As dry gas production slows, wet gas volumes in Appalachia could continue increasing as they did last year when stronger oil prices incentivized a deeper focus on natural gas liquids (NGL). The shift came after operators spent years developing drier acreage following the 2014 commodities downturn.
While oil prices fell precipitously as 2018 came to an end, they’ve since clawed their way back and the crude outlook has improved. The Mariner East 2 liquids pipeline also recently entered partial service in Appalachia and hedge books have yet to fall off, analysts noted.
A case in point is Antero, one of the nation’s largest NGL producers. The company was emboldened by better prices last year to direct operations entirely to liquids-rich locations in the Marcellus of West Virginia and scrapped plans for drier acreage in Ohio. The company is sticking with that plan this year and has forecasted a 26% increase in liquids production.
In any event, as the Northeast pipeline buildout has slowly wound down, operators have become more familiar with their unconventional targets and as the industry focuses on downstream opportunities, some of the buzz seems lost as other plays grab headlines.
“Appalachia has been left out a little bit,” Shiver said. “I don’t know if it’s warranted. I think there’s just less [mergers and acquisitions], less new projects being proposed in the area — you had a giant wave of projects planned that came to fruition. And now it’s this play that everyone sees as debottlenecked. Everything’s good; It’ll take them a couple years to fill this capacity.”
The basin is simply more established, Shiver added.

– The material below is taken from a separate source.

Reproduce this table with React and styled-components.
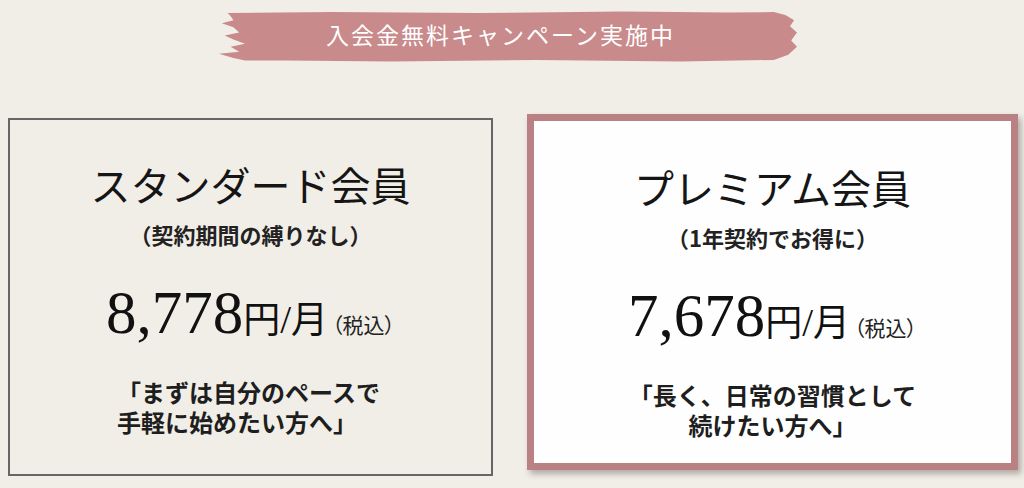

But Thomas Murphy, director of the Marcellus Center for Outreach and Research at Pennsylvania State University, said that shouldn’t deceive anyone as industry activity in the region is still strong heading into 2019.
“The reality is, there has been greatly enhanced efficiency in the process, fewer rigs does not necessarily equate to less productivity,” he said. “We continue to see year-on-year increases in the volume of natural gas that’s being produced in the Marcellus and Utica.”